The ouroboros appears in the classic alchemical study, Atalanta Fugiens (1617), by the physician to Emperor Rudolf II, Michael Maier (Credit: Staatsbibliothek zu Berlin)

The ouroboros appears in the classic alchemical study, Atalanta Fugiens (1617), by the physician to Emperor Rudolf II, Michael Maier (Credit: Staatsbibliothek zu Berlin)

The ouroboros was also of significance to the Gnostics. From a Gnostic viewpoint, the opposing ends of the ouroboros were interpreted as the divine and earthly in man, which, despite being at odds with one another, existed in unison nonetheless. In this sense, it is comparable to the Chinese yin and yang, depicting the harmony of contrary forces, as well as the cosmic dichotomy of light and darkness in Manichaeism and the Zoroastrian philosophy of the farvahar, which first posited that each soul was composed of a pure, divine component, as well as a human one.

The ouroboros also appears in other ancient traditions.

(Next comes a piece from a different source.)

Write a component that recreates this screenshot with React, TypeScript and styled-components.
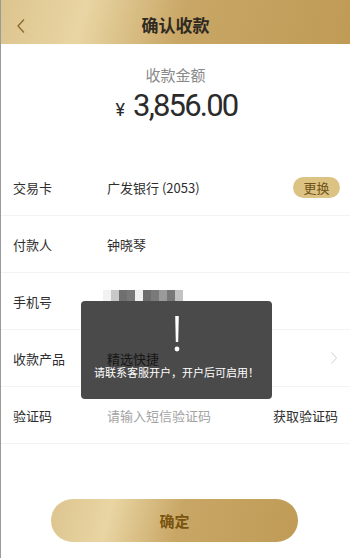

In Norse mythology, the serpent Jörmungandr encircles the world with its tail in its mouth, while in Hinduism, the ouroboros forms part of the foundation upon which the Earth rests. In the more widespread Roman variant of Iranian Mithraism, Zurvan, symbolising ‘boundless time’, is depicted with an ouroboros entwined around his body, while the Mesoamerican deity Quetzalcoatl is often seen in the form of an ouroboros.

The ouroboros is part of Hindu iconography, as in this drawing of a tortoise supporting elephants upon which the Earth rests, enclosed by the serpent, Asootee (Credit: Alamy)

The ouroboros is part of Hindu iconography, as in this drawing of a tortoise supporting elephants upon which the Earth rests, enclosed by the serpent, Asootee (Credit: Alamy)

As if this weren’t enough, the ouroboros went on to enjoy much popularity among Renaissance alchemists. Again representing the infinite nature of time and the eternal, it was seen in the eyes of the alchemists as the ultimate obstacle to be overcome in the Magnum Opus, their incessant struggle; for to become immortal – their chief aim – meant to break the incessant cycle of the ouroboros once and for all. That they would also come to possess, through their experiments, the prized ‘philosopher’s stone’ that would bring them all the bling in the world, was mere icing on the cake.